Collectively known as serious-crimes processes, the SCU and Special Panels had been established by the UN Security Council in 2000. Investigations, prosecutions, and trials for crimes against humanity in East Timor fell under the SCU’s jurisdiction. Eventually, it indicted 392 people, including General Wiranto.

Overall, 85 people were convicted and two were acquitted. But more than 70 percent of those indicted remain free to this day, a development that can only be expected since most of the indictments were not followed through; Indonesia was also adamant about not recognizing the authority of the SCU, which was dissolved in June 2005.

And so some of those implicated by the SCU in the 1999 East Timor tragedy would even conspicuously continue holding high positions in the Indonesian government.
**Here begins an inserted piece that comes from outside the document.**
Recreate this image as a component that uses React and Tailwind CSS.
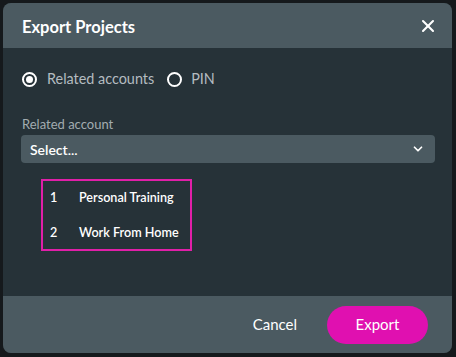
import React, { useState } from 'react';
import { X, ChevronDown } from 'lucide-react';

export default function App() {
  const [mode, setMode] = useState('RELATED'); // 'RELATED', 'PIN'
  const accounts = [
    { id: 1, name: 'Personal Training' },
    { id: 2, name: 'Work From Home' },
  ];

  return (
    <div className="w-[456px] h-[357px] bg-[#15191c] p-[3px] font-['Lato','Noto_Sans',sans-serif]">
      <div className="w-[449px] h-[350px] rounded-lg overflow-hidden flex flex-col bg-[#263238]">
        {/* Header */}
        <div className="h-[45px] shrink-0 bg-[#4b5a61] flex items-center justify-between pl-[19px] pr-[14px]">
          <h3 className="text-white font-bold text-[16.5px] leading-none pt-[4px]">Export Projects</h3>
          <button className="text-white">
            <X size={20} strokeWidth={2.5} />
          </button>
        </div>

        {/* Body */}
        <div className="flex-1 px-[18px] pt-[21px]">
          <div className="flex items-center h-[20px]">
            <button onClick={() => setMode('RELATED')} className="flex items-center">
              <span className="w-[15px] h-[15px] rounded-full border-2 border-white flex items-center justify-center ml-[1px]">
                {mode === 'RELATED' && <span className="w-[7px] h-[7px] rounded-full bg-white" />}
              </span>
              <span className="ml-[10px] text-[14.4px] text-[#b4bcc0]">Related accounts</span>
            </button>
            <button onClick={() => setMode('PIN')} className="flex items-center ml-[13px]">
              <span className="w-[15px] h-[15px] rounded-full border-2 border-white flex items-center justify-center">
                {mode === 'PIN' && <span className="w-[7px] h-[7px] rounded-full bg-white" />}
              </span>
              <span className="ml-[9px] text-[14.4px] text-[#b4bcc0]">PIN</span>
            </button>
          </div>

          <label className="block mt-[27px] text-[13px] text-[#a2acb0] leading-[16px] pl-[1px]">Related account</label>
          <div className="mt-[3px] w-[414px] h-[28px] rounded bg-[#4b5a61] flex items-center justify-between pl-[9px] pr-[10px]">
            <span className="text-white text-[14px] font-semibold">Select...</span>
            <ChevronDown size={14} strokeWidth={3} className="text-white" />
          </div>

          <div className="mt-[16px] ml-[20px] w-[151px] h-[72px] border-2 border-[#e01fa8] flex flex-col justify-center gap-[14px] pl-[7px]">
            {accounts.map(a => (
              <div key={a.id} className="flex items-center text-white text-[12.6px] font-semibold leading-[21px]">
                <span className="w-[29px]">{a.id}</span>
                <span>{a.name}</span>
              </div>
            ))}
          </div>
        </div>

        {/* Footer */}
        <div className="h-[57px] shrink-0 bg-[#4b5a61] flex items-center justify-end pr-[24px]">
          <button className="text-white text-[15px] mr-[30px]">Cancel</button>
          <button className="w-[101px] h-[38px] rounded-full bg-[#e010b0] text-white text-[15px]">Export</button>
        </div>
      </div>
    </div>
  );
}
For example, by the time he was brought to trial in 2002, Major General Adam Damiri, the Indonesian regional military commander in charge of East Timor in 1999, had assumed the post of Assistant for Operations to the Armed Forces Chief of General Staff.

As early as December 1999, a report filed by special rapporteurs of the UN Commission on Human Rights said there were clear indications that "the crimes committed in (East Timor) would not have been possible without planning and action at the highest levels of the Indonesian government and military." A month later, the UN International Commission of Inquiry concluded that "that there were patterns of gross violations of human rights and breaches of humanitarian law, which varied over time and took the form of systematic and widespread intimidation, humiliation and terror, destruction of property, violence against women and displacement of people."

It then recommended that United Nations "establish an international human rights tribunal consisting of judges appointed by the UN, preferably with participation of members from East Timor and Indonesia."

Instead, Indonesia and East Timor went on to form the Commission on Truth and Friendship — amid widespread opposition from Timor-Leste's Roman Catholic bishops, various international civil society groups, and even organizations based in the two countries.